Kishwaukee Symphony Orchestra director Linc Smelser leans toward the group while conducting a quieter portion of a song Feb. 4 in the NIU music building in DeKalb.
Kishwaukee Symphony Orchestra director Linc Smelser leans toward the group while conducting a quieter portion of a song Feb. 4 in the NIU music building in DeKalb.

DeKALB – Art programs are often among the first casualties in a struggling economy, but DeKalb County’s premier music organizations have continued to thrive.

Despite many local orchestras struggling throughout the state and country, leaders of the Kishwaukee Symphony Orchestra and DeKalb Municipal Band say their groups are financially strong and still attracting musicians and audiences thanks to local resources most communities do not enjoy.

Tamara Farrell, publicist and music librarian for the Kishwaukee Symphony Orchestra, said Northern Illinois University has been a blessing for the group, particularly during recent economic struggles. NIU provides rehearsal space, performance space at the Boutell Concert Hall, percussion instruments and world-class musicians in the music department who often perform with or assist the group.

Every discount the group receives helps make the most of its roughly $60,000 annual budget generated through ticket sales, grants, donations and fundraising from Kishwaukee Symphony Associates, Farrell said.

“We are so lucky to have the orchestra in our town because people from other areas have to leave and go into a more populated city to find the kind of talent we have right here in our town,” Farrell said. “We’re lucky to benefit from all we have here.”

The university is not the orchestra’s only major supporter.

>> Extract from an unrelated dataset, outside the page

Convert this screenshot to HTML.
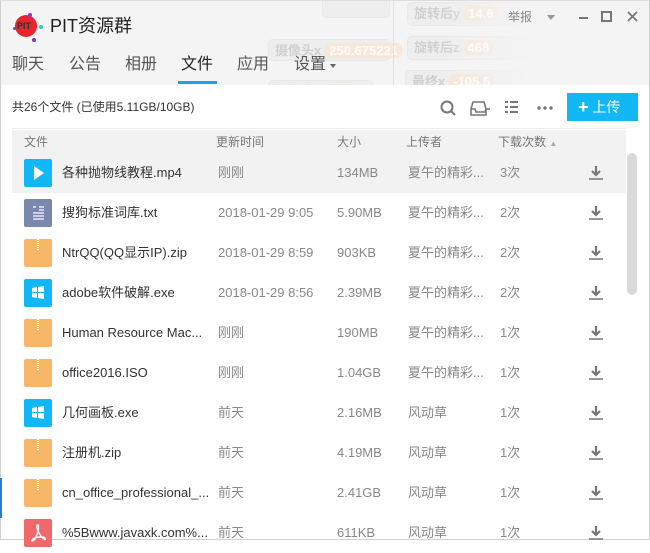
<!DOCTYPE html>
<html><head><meta charset="utf-8"><style>
*{margin:0;padding:0;box-sizing:border-box}
body{width:650px;height:540px;overflow:hidden;background:#fff;font-family:"Liberation Sans","Noto Sans CJK SC",sans-serif;position:relative}
.top{position:absolute;left:0;top:0;width:650px;height:85px;background:#f4f4f4;overflow:hidden}
.fb{position:absolute;background:#eeeeee;border:1px solid #e8e8e8;border-radius:5px;color:#d0d0d0;font-size:13px;font-weight:bold;padding:3px 6px;line-height:16px;white-space:nowrap}
.fb span{background:#f8e6d6;color:#fff;border-radius:6px;padding:0 4px;margin-left:4px}
.abs{position:absolute}
.tab{position:absolute;top:54px;font-size:16px;color:#555;line-height:22px}
.row{position:absolute;left:12px;width:614px;height:40px;font-size:13px;color:#888}
.row div{position:absolute;top:12px;white-space:nowrap;line-height:16px}
.row .ic{position:absolute;left:12px;top:6px;width:28px;height:28px;border-radius:2px}
.row svg.dl{position:absolute;left:576px;top:13px;width:16px;height:14px}
.zip{background:#f8b668}
.zip:after{content:"";position:absolute;left:13px;top:0;width:2px;height:12px;background:repeating-linear-gradient(#fff 0 1px,transparent 1px 2px)}
.nm{left:50px;color:#333}
.tm{left:206px}.sz{left:325px}.up{left:396px}.dc{left:488px}
</style></head><body>
<div class="top">
 <div class="fb" style="left:322px;top:-8px;width:68px;height:26px"></div>
 <div class="fb" style="left:268px;top:39px;width:122px;height:22px">摄像头x<span>250.675221</span></div>
 <div class="fb" style="left:268px;top:80px;width:105px;height:22px">摄像头y<span>370</span></div>
 <div class="fb" style="left:407px;top:2px;width:120px;height:24px">旋转后y<span>14.6</span></div>
 <div class="fb" style="left:407px;top:36px;width:120px;height:24px">旋转后z<span>468</span></div>
 <div class="fb" style="left:405px;top:70px;width:120px;height:24px">最终x<span>-105.5</span></div>
 <div class="abs" style="left:393px;top:0;width:1px;height:85px;background:#e2e2e2"></div>
 <div class="abs" style="left:440px;top:0;width:210px;height:85px;background:linear-gradient(90deg,rgba(244,244,244,0),#f4f4f4 45%)"></div>
</div>
<div class="abs" style="left:0;top:0;width:650px;height:540px;border:1px solid #cfcfcf;border-top-color:#ddd"></div>
<!-- logo -->
<div class="abs" style="left:15px;top:15px;width:22px;height:22px;border-radius:50%;background:#e8242c"></div>
<div class="abs" style="left:17px;top:21px;font-size:9px;font-weight:bold;color:#333;line-height:10px">PIT</div>
<div class="abs" style="left:28px;top:13px;width:4px;height:4px;border-radius:50%;background:#8a35d0"></div>
<div class="abs" style="left:39px;top:25px;width:4px;height:4px;border-radius:50%;background:#2ed0b0"></div>
<div class="abs" style="left:32px;top:38px;width:4px;height:4px;border-radius:50%;background:#7a3ac0"></div>
<div class="abs" style="left:13px;top:27px;width:3px;height:3px;border-radius:50%;background:#5050c0"></div>
<div class="abs" style="left:50px;top:15px;font-size:18px;color:#222;line-height:22px">PIT资源群</div>
<div class="abs" style="left:508px;top:9px;font-size:12px;color:#888;line-height:16px">举报</div>
<div class="abs" style="left:547px;top:15px;width:0;height:0;border:4px solid transparent;border-top:5px solid #999"></div>
<div class="abs" style="left:579px;top:17px;width:9px;height:2px;background:#777"></div>
<div class="abs" style="left:601px;top:11px;width:11px;height:11px;border:2px solid #777"></div>
<svg class="abs" style="left:627px;top:11px" width="11" height="11"><path d="M1 1l9 9M10 1l-9 9" stroke="#777" stroke-width="1.8"/></svg>
<div class="tab" style="left:12px">聊天</div>
<div class="tab" style="left:69px">公告</div>
<div class="tab" style="left:125px">相册</div>
<div class="tab" style="left:181px;color:#222">文件</div>
<div class="tab" style="left:237px">应用</div>
<div class="tab" style="left:294px">设置</div>
<div class="abs" style="left:330px;top:64px;border:3px solid transparent;border-top:4px solid #666"></div>
<div class="abs" style="left:178px;top:81px;width:39px;height:3px;background:#1aa3e8"></div>
<div class="abs" style="left:12px;top:99px;font-size:12px;color:#333;line-height:16px">共26个文件 (已使用5.11GB/10GB)</div>
<svg class="abs" style="left:438px;top:98px" width="130" height="20" viewBox="0 0 130 20">
 <circle cx="9" cy="9" r="5.5" fill="none" stroke="#777" stroke-width="2"/><path d="M13 13l4 4" stroke="#777" stroke-width="2"/>
 <path d="M35 4h11l2 7v6H33v-6z M33 11h4l1 3h9l1-3h4" fill="none" stroke="#777" stroke-width="1.6"/>
 <path d="M67 4h3M72 4h8M67 9h3M72 9h8M67 14h3M72 14h8" stroke="#777" stroke-width="2"/>
 <circle cx="101" cy="10" r="1.7" fill="#777"/><circle cx="107" cy="10" r="1.7" fill="#777"/><circle cx="113" cy="10" r="1.7" fill="#777"/>
</svg>
<div class="abs" style="left:567px;top:93px;width:71px;height:28px;background:#12b7f5;color:#fff;font-size:14px;line-height:28px;padding-left:11px"><b style="font-size:18px;vertical-align:-1px">+</b> 上传</div>
<div class="abs" style="left:12px;top:128px;width:614px;height:1px;background:#eee"></div>
<div class="abs" style="left:12px;top:130px;width:614px;height:23px;background:#f2f2f2;font-size:12px;color:#777;line-height:16px">
 <span class="abs" style="left:12px;top:4px">文件</span><span class="abs" style="left:204px;top:4px">更新时间</span><span class="abs" style="left:325px;top:4px">大小</span><span class="abs" style="left:394px;top:4px">上传者</span><span class="abs" style="left:486px;top:4px">下载次数 <span style="font-size:8px;color:#aaa">▲</span></span>
</div>
<div class="abs" style="left:627px;top:153px;width:10px;height:142px;border-radius:5px;background:#d9d9d9"></div>

<div class="row" style="top:153px;background:#f2f2f2"><div class="ic" style="background:#12b7f5"><svg width="28" height="28"><path d="M10 7l10 7-10 7z" fill="#fff"/></svg></div><div class="nm">各种抛物线教程.mp4</div><div class="tm">刚刚</div><div class="sz">134MB</div><div class="up">夏午的精彩...</div><div class="dc">3次</div><svg class="dl" viewBox="0 0 16 14"><path d="M8 0v8M4 5l4 4 4-4" stroke="#777" stroke-width="2.2" fill="none"/><path d="M1 13h14" stroke="#777" stroke-width="1.5"/></svg></div>
<div class="row" style="top:193px"><div class="ic" style="background:#7a88ad"><svg width="28" height="28"><path d="M9 8h3M15 8h5M15 11h5M9 14h11M9 17h11M9 20h11" stroke="#fff" stroke-width="1.3"/></svg></div><div class="nm">搜狗标准词库.txt</div><div class="tm">2018-01-29 9:05</div><div class="sz">5.90MB</div><div class="up">夏午的精彩...</div><div class="dc">2次</div><svg class="dl" viewBox="0 0 16 14"><path d="M8 0v8M4 5l4 4 4-4" stroke="#777" stroke-width="2.2" fill="none"/><path d="M1 13h14" stroke="#777" stroke-width="1.5"/></svg></div>
<div class="row" style="top:233px"><div class="ic zip"></div><div class="nm">NtrQQ(QQ显示IP).zip</div><div class="tm">2018-01-29 8:59</div><div class="sz">903KB</div><div class="up">夏午的精彩...</div><div class="dc">2次</div><svg class="dl" viewBox="0 0 16 14"><path d="M8 0v8M4 5l4 4 4-4" stroke="#777" stroke-width="2.2" fill="none"/><path d="M1 13h14" stroke="#777" stroke-width="1.5"/></svg></div>
<div class="row" style="top:273px"><div class="ic" style="background:#12b7f5"><svg width="28" height="28"><path d="M8 9l5-1v5H8zM14 8l6-1v6h-6zM8 14h5v5l-5-1zM14 14h6v6l-6-1z" fill="#fff"/></svg></div><div class="nm">adobe软件破解.exe</div><div class="tm">2018-01-29 8:56</div><div class="sz">2.39MB</div><div class="up">夏午的精彩...</div><div class="dc">2次</div><svg class="dl" viewBox="0 0 16 14"><path d="M8 0v8M4 5l4 4 4-4" stroke="#777" stroke-width="2.2" fill="none"/><path d="M1 13h14" stroke="#777" stroke-width="1.5"/></svg></div>
<div class="row" style="top:313px"><div class="ic zip"></div><div class="nm">Human Resource Mac...</div><div class="tm">刚刚</div><div class="sz">190MB</div><div class="up">夏午的精彩...</div><div class="dc">1次</div><svg class="dl" viewBox="0 0 16 14"><path d="M8 0v8M4 5l4 4 4-4" stroke="#777" stroke-width="2.2" fill="none"/><path d="M1 13h14" stroke="#777" stroke-width="1.5"/></svg></div>
<div class="row" style="top:353px"><div class="ic zip"></div><div class="nm">office2016.ISO</div><div class="tm">刚刚</div><div class="sz">1.04GB</div><div class="up">夏午的精彩...</div><div class="dc">1次</div><svg class="dl" viewBox="0 0 16 14"><path d="M8 0v8M4 5l4 4 4-4" stroke="#777" stroke-width="2.2" fill="none"/><path d="M1 13h14" stroke="#777" stroke-width="1.5"/></svg></div>
<div class="row" style="top:393px"><div class="ic" style="background:#12b7f5"><svg width="28" height="28"><path d="M8 9l5-1v5H8zM14 8l6-1v6h-6zM8 14h5v5l-5-1zM14 14h6v6l-6-1z" fill="#fff"/></svg></div><div class="nm">几何画板.exe</div><div class="tm">前天</div><div class="sz">2.16MB</div><div class="up">风动草</div><div class="dc">1次</div><svg class="dl" viewBox="0 0 16 14"><path d="M8 0v8M4 5l4 4 4-4" stroke="#777" stroke-width="2.2" fill="none"/><path d="M1 13h14" stroke="#777" stroke-width="1.5"/></svg></div>
<div class="row" style="top:433px"><div class="ic zip"></div><div class="nm">注册机.zip</div><div class="tm">前天</div><div class="sz">4.19MB</div><div class="up">风动草</div><div class="dc">1次</div><svg class="dl" viewBox="0 0 16 14"><path d="M8 0v8M4 5l4 4 4-4" stroke="#777" stroke-width="2.2" fill="none"/><path d="M1 13h14" stroke="#777" stroke-width="1.5"/></svg></div>
<div class="row" style="top:473px"><div class="ic zip"></div><div class="nm">cn_office_professional_...</div><div class="tm">前天</div><div class="sz">2.41GB</div><div class="up">风动草</div><div class="dc">1次</div><svg class="dl" viewBox="0 0 16 14"><path d="M8 0v8M4 5l4 4 4-4" stroke="#777" stroke-width="2.2" fill="none"/><path d="M1 13h14" stroke="#777" stroke-width="1.5"/></svg></div>
<div class="row" style="top:513px"><div class="ic" style="background:#f0686a"><svg width="28" height="28"><path d="M14 6c-2 0-1 6 3 11s5 4 4 2-9-1-12 1 0 4 3-2 3-12 2-12z" fill="none" stroke="#fff" stroke-width="1.4"/></svg></div><div class="nm">%5Bwww.javaxk.com%...</div><div class="tm">前天</div><div class="sz">611KB</div><div class="up">风动草</div><div class="dc">1次</div><svg class="dl" viewBox="0 0 16 14"><path d="M8 0v8M4 5l4 4 4-4" stroke="#777" stroke-width="2.2" fill="none"/><path d="M1 13h14" stroke="#777" stroke-width="1.5"/></svg></div>
<div class="abs" style="left:0;top:478px;width:2px;height:40px;background:#2b7bd8"></div>
</body></html>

Farrell said DeKalb and Sycamore high schools produce some of the best young musicians in the state, with both schools receiving top honors the past few years. Even the youngest musicians have ample opportunities to excel early, Farrell said, through the NIU Community School of the Arts.

Ann Tucker, board president for the orchestra, said each concert – sometimes up to eight in a season – can cost anywhere from $6,000 to $8,000 in royalties, publicity, music rights and personnel such as conductors and stage managers. Some musicians, such as the chairs of each section, are paid; others receive class credit.

An increase in community support has helped to make up for a decrease in grant funding, Tucker said.

“People have not closed their wallets to us,” Tucker said. “I think there is that community support, but we need to make sure we get that next age level to become interested in the orchestra.”

To reach the younger generation, Tucker said the orchestra has implemented shows such as the free Halloween concerts, which have been standing-room-only the past two years, and the upcoming KSO Goes to the Movies concert.

That concert, scheduled for March 8 at the NIU concert hall, features popular music from “Star Wars,” “Harry Potter,” “Lord of the Rings” and “Batman” as well movie clips, raffles and a silent auction.

“We have to make sure we keep introducing ourselves to new people,” Tucker said.

The DeKalb Municipal Band has experienced similar success through the slumping economy.

Conductor Kirk Lundbeck, who replaced longtime leader Dee Palmer after his death last year, said the band is grateful to receive consistent financial support from the city and sponsors. The city dedicated $59,200 to the band this fiscal year, up from $58,050 in fiscal 2012.

That support has helped make all of the band’s summer performances free to the public, which has helped boost attendance, Lundbeck said.

Lundbeck said the group was looking to partner with another radio station or a TV station to reach those who cannot make the performances.

The band’s previous broadcast deal with a radio station was scrapped in favor of more profitable programming, Lundbeck said.

“We have to watch our dollars just like a homeowner does, but it’s nice to know the city supports us and sees the value in the band, especially for what it brings people during the summer time,”
Lundbeck said. “Where else can you get a free concert of an hour and a half with the wide variety of music we play?”

The DeKalb Municipal Band begins its season June 18.